- **Task details**
Gather all lines from the material that contain the word "with".

>> Begin

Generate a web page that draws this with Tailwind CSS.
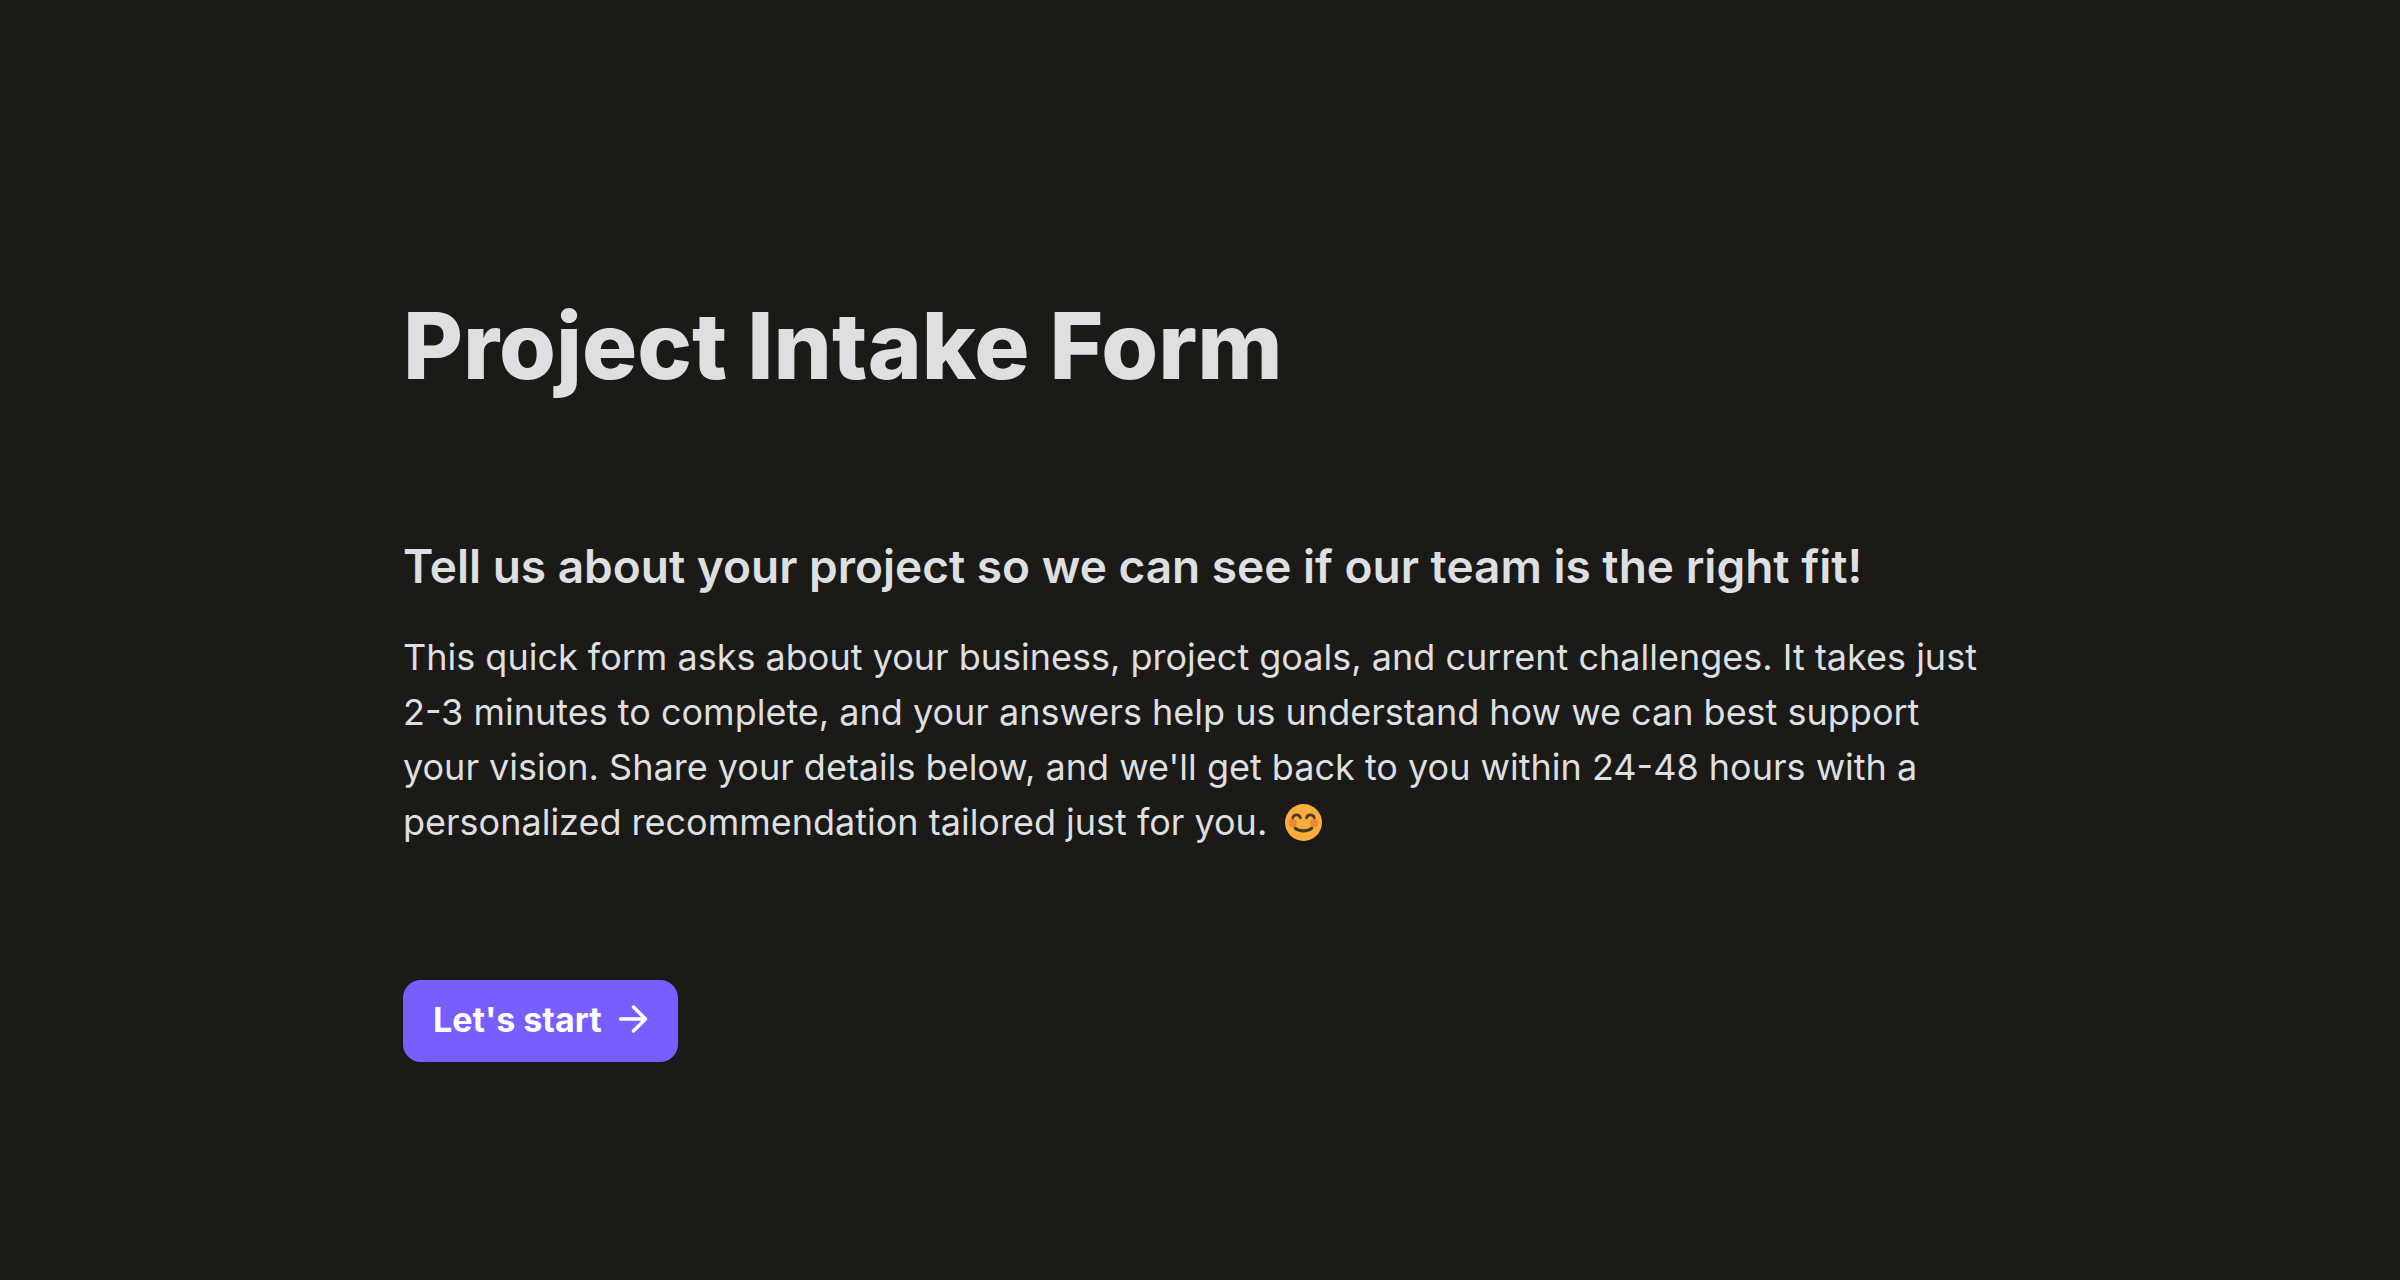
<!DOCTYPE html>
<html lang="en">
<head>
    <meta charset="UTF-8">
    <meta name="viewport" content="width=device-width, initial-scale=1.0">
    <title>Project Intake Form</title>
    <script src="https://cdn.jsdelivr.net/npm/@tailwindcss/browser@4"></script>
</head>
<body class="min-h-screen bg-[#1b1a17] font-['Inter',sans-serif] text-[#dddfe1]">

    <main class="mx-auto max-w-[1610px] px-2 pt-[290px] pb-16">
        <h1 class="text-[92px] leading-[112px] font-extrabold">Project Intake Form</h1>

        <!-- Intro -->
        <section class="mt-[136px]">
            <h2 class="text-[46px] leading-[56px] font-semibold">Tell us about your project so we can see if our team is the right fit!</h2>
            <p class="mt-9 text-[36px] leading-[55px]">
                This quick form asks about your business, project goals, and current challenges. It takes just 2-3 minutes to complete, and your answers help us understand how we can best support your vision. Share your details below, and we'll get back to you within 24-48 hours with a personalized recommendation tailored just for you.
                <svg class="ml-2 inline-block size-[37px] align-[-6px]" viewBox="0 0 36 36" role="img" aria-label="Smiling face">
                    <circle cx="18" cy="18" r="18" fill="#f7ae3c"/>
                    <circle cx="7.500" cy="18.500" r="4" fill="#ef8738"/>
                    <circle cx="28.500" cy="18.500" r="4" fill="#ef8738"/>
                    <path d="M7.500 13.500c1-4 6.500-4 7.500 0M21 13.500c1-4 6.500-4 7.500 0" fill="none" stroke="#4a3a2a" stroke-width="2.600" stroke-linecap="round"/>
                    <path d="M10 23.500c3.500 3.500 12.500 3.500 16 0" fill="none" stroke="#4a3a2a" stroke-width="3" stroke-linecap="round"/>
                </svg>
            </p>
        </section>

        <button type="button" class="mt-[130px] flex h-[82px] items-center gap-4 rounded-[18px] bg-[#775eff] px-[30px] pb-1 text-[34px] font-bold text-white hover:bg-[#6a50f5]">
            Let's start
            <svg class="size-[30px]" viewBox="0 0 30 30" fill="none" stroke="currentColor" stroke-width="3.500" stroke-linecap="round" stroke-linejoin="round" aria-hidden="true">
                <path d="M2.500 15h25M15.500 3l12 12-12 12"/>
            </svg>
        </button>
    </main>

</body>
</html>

>> End

- **Expected output**
Generate a web page that draws this with Tailwind CSS.
                This quick form asks about your business, project goals, and current challenges. It takes just 2-3 minutes to complete, and your answers help us understand how we can best support your vision. Share your details below, and we'll get back to you within 24-48 hours with a personalized recommendation tailored just for you.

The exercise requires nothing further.